Eastern Wisdom + Contemplative AI
What is the relationship between Zen and mindfulness?
Within the Zen tradition, mindfulness is woven into a broader tapestry of practice rather than standing alone as a self-sufficient method. Zen emphasizes a continuous, clear awareness of body, mind, and surroundings—an undistracted presence that contemporary language often labels as “mindfulness.” This awareness is cultivated in formal practices such as seated meditation (zazen) and walking meditation, and it is also carried into ordinary activities like work, eating, and speaking. In this way, what might seem like simple attentiveness becomes a vehicle for direct encounter with reality, rather than a merely psychological technique.
At the same time, Zen does not treat mindfulness as “bare attention” isolated from the rest of the path.

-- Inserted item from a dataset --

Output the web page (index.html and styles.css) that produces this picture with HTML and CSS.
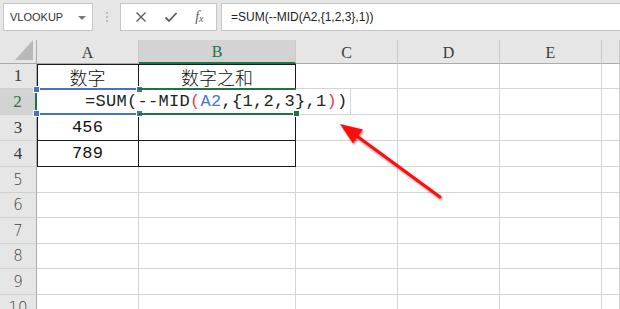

Mindful awareness is integrated with deep concentration, ethical conduct, and the cultivation of wisdom that sees through clinging and self-centeredness. The aim is not only to observe thoughts and sensations, but to recognize their empty, transient nature and to cease grasping at them. Zen texts and teachings often describe a maturation of mindfulness into “no-mind” (mushin), a state in which awareness functions freely without the sense of a separate observer constantly commenting on experience.
This points to a crucial distinction between Zen and many modern presentations of mindfulness. Contemporary mindfulness practices frequently highlight stress reduction, emotional balance, or psychological well-being as primary goals. Zen, by contrast, employs mindfulness as a means toward awakening—realization of one’s true nature, insight into emptiness and interdependence, and the embodiment of compassion and wisdom. Present-moment awareness is therefore both indispensable and yet not the final destination; it is the doorway through which the practitioner passes into a way of being that transcends ordinary dualistic consciousness.
In lived Zen practice, mindfulness is thus both simple and profound: fully attending to “chopping wood, carrying water,” yet oriented toward a radical transformation of how self and world are experienced. When awareness permeates each moment of daily life, the boundary between meditation and ordinary activity begins to dissolve. Mindfulness, in this context, is not an isolated exercise but an expression of the whole path—direct experience, disciplined practice, and the unfolding of insight into the nature of mind and reality.